The differences may matter. The arguments, however, often appear entirely incomprehensible to everyone else.

Deists in eighteenth to nineteenth-century America are a good example of the gap between outsiders’ and insiders’ perceptions.

Deists in nineteenth-century America now appear as somewhat bland, honorable, club-attending, gentle Christians. The "Founding Fathers" were largely deists—isn't that nice?

To early Americans, deists were radicals, and it was generally recognized that while not all deists were atheists, many atheists were nominally deists (taking into account that "atheism" has had different definitions in different time periods). No public, publishing colonial writer was obviously atheistic. Thomas Paine, for instance, called what he was arguing for "deism," and he was criticized for it.

Like with most religions of the era, deism rested on “evidential” reasoning—the idea that the natural world and rational argument could prove philosophical and, if necessary, religious truths. The idea influenced generations of believers, from literalists using the natural world and the Bible to prove the equivalent of Creationism to near-atheists using the natural world and Bible studies (coming out of Germany) to prove the non-existence of miracles.

Korihor's Atheism

Consequently, nineteenth-century believers would have comprehended Alma's alarm at Korihor’s contention, “How do ye know of their surety? Behold, ye cannot know of things which ye do not see; therefore ye cannot know that there shall be a Christ” (30:15).

Korihor also proposes antinomian arguments (no moral law exists as a norm), which arguments have haunted religious and philosophical thought since the beginning of time. Jain Buddhists, for example, were concerned that rebirth of a person without a definite “I” soul would result in nihilistic or dismissive attitudes towards current bad behavior.

In nineteenth-century America, everybody was accusing everybody else of antinomian arguments: the Calvinists got accused of it for proposing that God has already determined salvation—therefore, moral goodness of the individual didn’t matter.

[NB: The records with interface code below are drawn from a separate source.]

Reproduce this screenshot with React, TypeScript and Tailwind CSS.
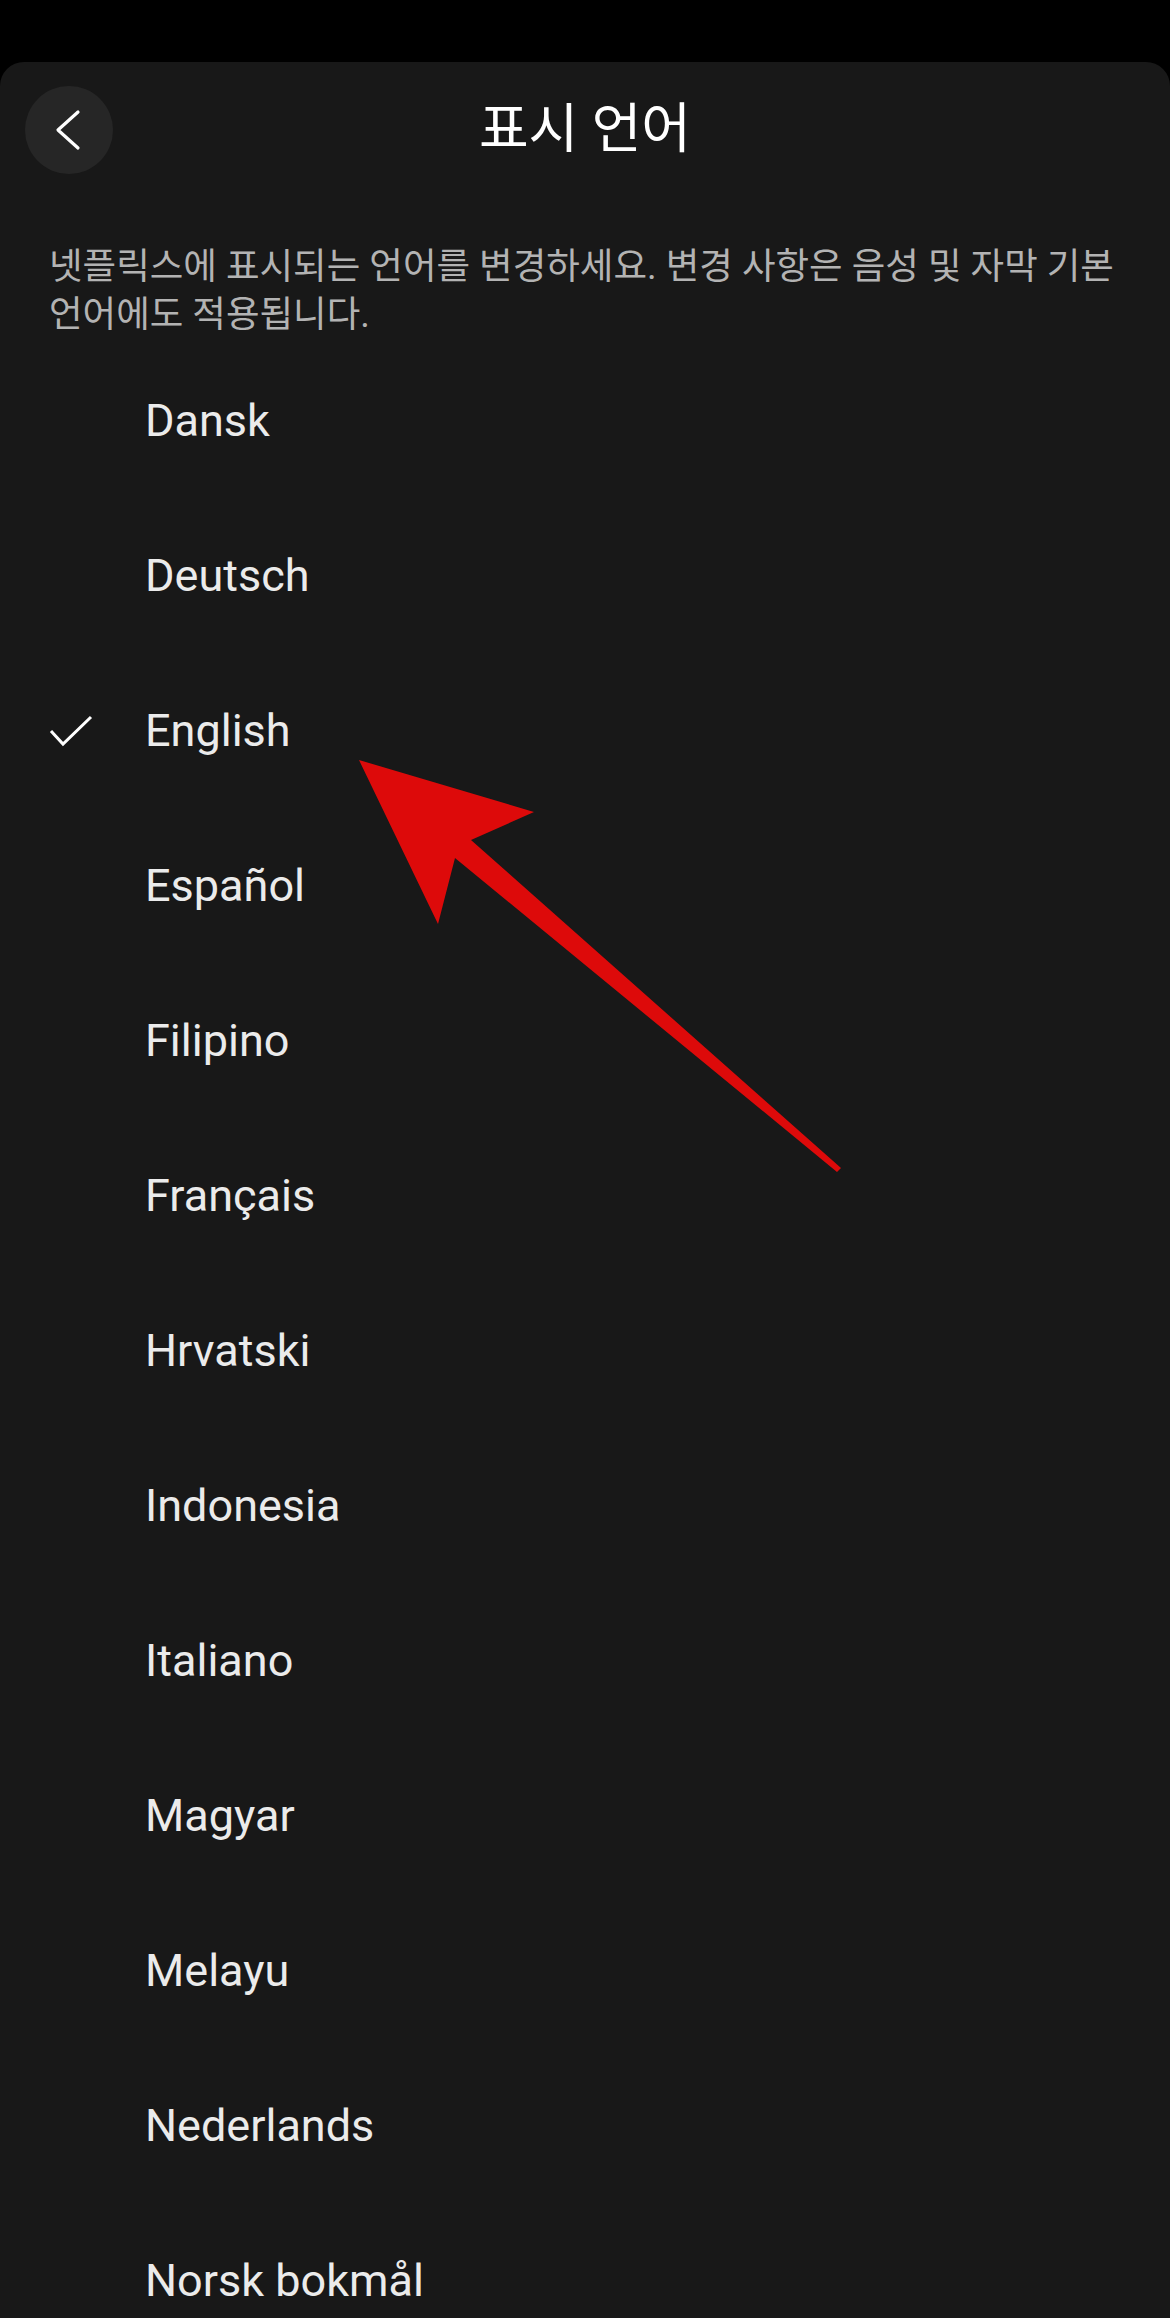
const languages = [
  'Dansk',
  'Deutsch',
  'English',
  'Español',
  'Filipino',
  'Français',
  'Hrvatski',
  'Indonesia',
  'Italiano',
  'Magyar',
  'Melayu',
  'Nederlands',
  'Norsk bokmål',
];

export default function App() {
  const selected = 'English';

  return (
    <div
      className="relative h-[2318px] overflow-hidden bg-black"
      style={{ fontFamily: "Roboto, 'Noto Sans CJK KR', sans-serif" }}
    >
      <div className="h-[62px]" />

      <div className="rounded-t-[24px] bg-[#181818] min-h-[2256px]">
        {/* Header */}
        <div className="relative flex items-center justify-center pt-6 px-6">
          <button className="absolute left-[25px] top-6 w-[88px] h-[88px] rounded-full bg-[#262626] flex items-center justify-center">
            <svg width="88" height="88" viewBox="0 0 88 88" fill="none">
              <path d="M53 26 L33 44 L53 62" stroke="#ffffff" strokeWidth="3.2" strokeLinecap="round" strokeLinejoin="round" />
            </svg>
          </button>
          <div className="h-[88px] flex items-center">
            <h1 className="text-[54px] text-white font-normal leading-none">표시 언어</h1>
          </div>
        </div>

        {/* Description */}
        <p className="mt-[69px] pl-[49px] pr-[30px] text-[36.5px] leading-[48px] text-[#b3b3b3]">
          넷플릭스에 표시되는 언어를 변경하세요. 변경 사항은 음성 및 자막 기본 언어에도 적용됩니다.
        </p>

        {/* Language list */}
        <ul className="mt-[4px]">
          {languages.map((lang) => (
            <li key={lang} className="h-[155px] flex items-center">
              <div className="w-[145px] flex items-center pl-[49px]">
                {lang === selected && (
                  <svg width="44" height="32" viewBox="0 0 44 32" fill="none">
                    <path d="M2 16 L14 29 L42 2" stroke="#ffffff" strokeWidth="3" />
                  </svg>
                )}
              </div>
              <span className="text-[45px] text-[#ebebeb]">{lang}</span>
            </li>
          ))}
        </ul>
      </div>

      {/* Red annotation arrow */}
      <svg
        className="absolute left-0 top-0 pointer-events-none"
        width="1170"
        height="2318"
        viewBox="0 0 1170 2318"
      >
        <polygon
          points="359,760 534,812 471,840 841,1168 837,1172 455,858 438,924"
          fill="#dd0a0a"
        />
      </svg>
    </div>
  );
}
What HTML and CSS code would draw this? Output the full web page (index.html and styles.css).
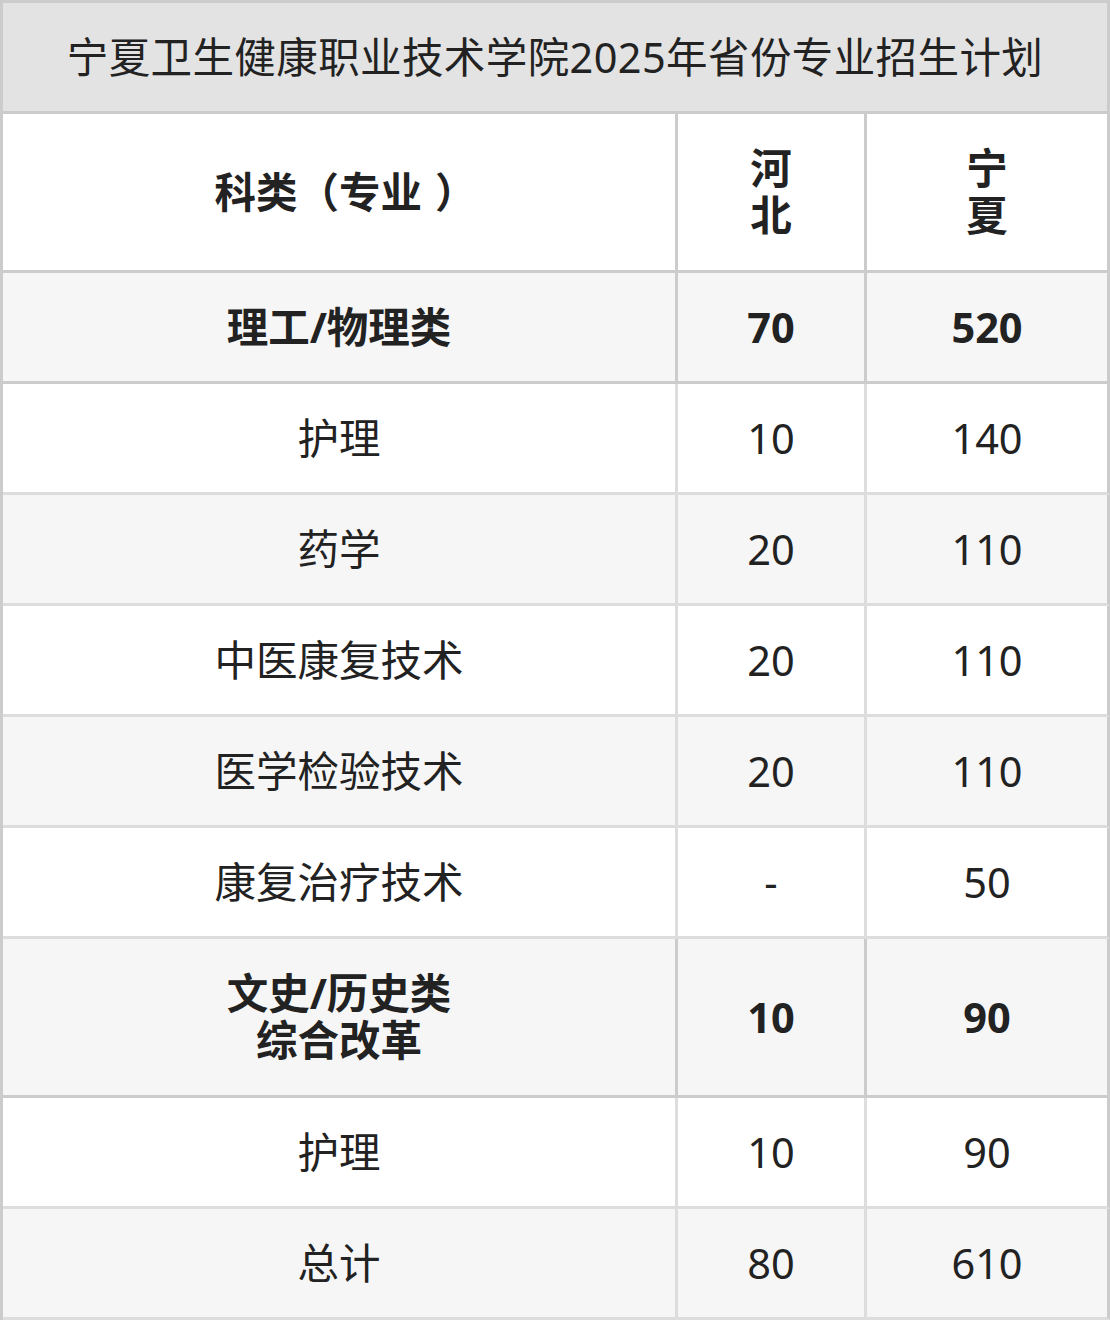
FILE: index.html
```html
<!DOCTYPE html>
<html lang="zh-CN">
<head>
<meta charset="utf-8">
<title>宁夏卫生健康职业技术学院2025年省份专业招生计划</title>
<link rel="stylesheet" href="styles.css">
</head>
<body>
<table class="plan">
  <colgroup>
    <col class="c1"><col class="c2"><col class="c3">
  </colgroup>
  <thead>
    <tr><th class="title" colspan="3">宁夏卫生健康职业技术学院2025年省份专业招生计划</th></tr>
    <tr class="head">
      <th>科类（专业<span class="paren-close">）</span></th>
      <th>河<br>北</th>
      <th>宁<br>夏</th>
    </tr>
  </thead>
  <tbody>
    <tr class="group alt"><td>理工/物理类</td><td>70</td><td>520</td></tr>
    <tr><td>护理</td><td>10</td><td>140</td></tr>
    <tr class="alt"><td>药学</td><td>20</td><td>110</td></tr>
    <tr><td>中医康复技术</td><td>20</td><td>110</td></tr>
    <tr class="alt"><td>医学检验技术</td><td>20</td><td>110</td></tr>
    <tr><td>康复治疗技术</td><td>-</td><td>50</td></tr>
    <tr class="group alt tall"><td>文史/历史类<br>综合改革</td><td>10</td><td>90</td></tr>
    <tr><td>护理</td><td>10</td><td>90</td></tr>
    <tr class="alt"><td>总计</td><td>80</td><td>610</td></tr>
  </tbody>
</table>
</body>
</html>
```

FILE: styles.css
```css
html, body {
  margin: 0;
  padding: 0;
  background: #ffffff;
}

.plan {
  width: 1110px;
  border-collapse: separate;
  border-spacing: 0;
  border-left: 3px solid #cccccc;
  border-top: 3px solid #cccccc;
  table-layout: fixed;
  font-family: "Noto Sans", "Noto Sans CJK SC", sans-serif;
  font-size: 41.5px;
  color: #222222;
}

.c1 { width: 675px; }
.c2 { width: 189px; }
.c3 { width: 243px; }

.plan th,
.plan td {
  padding: 0;
  text-align: center;
  vertical-align: middle;
  border-right: 3px solid #dddddd;
  border-bottom: 3px solid #dddddd;
  line-height: 47px;
  height: 108px;
  box-sizing: content-box;
}

.plan .title {
  background: #e3e3e3;
  font-weight: 400;
  letter-spacing: 0.4px;
  border-right-color: #cccccc;
  border-bottom-color: #cccccc;
  height: 108px;
}

.plan .head th {
  background: #ffffff;
  font-weight: 700;
  height: 156px;
  border-right-color: #cccccc;
  border-bottom-color: #cccccc;
}

.paren-close {
  padding-left: 13px;
  margin-right: -13px;
}

.plan tr.alt td {
  background: #f6f6f6;
}

.plan tr.group td {
  font-weight: 700;
  border-right-color: #cccccc;
  border-bottom-color: #cccccc;
}

.plan tr.tall td {
  height: 156px;
}

.plan td:last-child,
.plan th:last-child {
  border-right-color: #cccccc;
}
```
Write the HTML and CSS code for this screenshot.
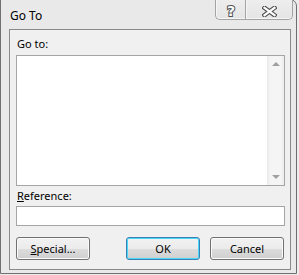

The Universalists got accused of it for saying everybody would be saved—therefore, God was indiscriminate and didn't care about the morality the Bible appeared to preach.

Evidentiary Religion

Both Alma and Korihor argue from the perspective of evidentiary religion, a perspective nineteenth-century readers would have recognized.

On the one hand in the nineteenth century was the belief that all theological knowledge rested exclusively within the scriptures. On the other was respect for tradition, the analysis and insights of Church theologians over the years. Both sides argued that theology was backed up by external evidence (science/nature) and had to make rational sense (George MacDonald presents a variation of this approach when he argues that any interpretation of doctrine that violates commonsense is probably, you know, wrong; he also refuses to treat the Bible as the final stop). In the meantime, scholars were arguing, "Hey, maybe that interpretation isn't contextually what Paul meant in the first place." 

Congregations split between the revivalist focus on individual testimony and those who thought such a focus was self-indulgent. Nobody was going so far as to say, “God is telling me to create new doctrine" (only the Millennialists). Rather, debates circled around a particular scripture’s original intent followed by evidence for that intent

When Alma states, “[B]ehold, I have all things as a testimony that these things are true," nineteenth-century readers would have recognized the statement as underscoring evidentiary proof and as opening the door to revelation beyond the scriptures.

They also would have recognized his and Korihor's use of rational, point-by-point arguments.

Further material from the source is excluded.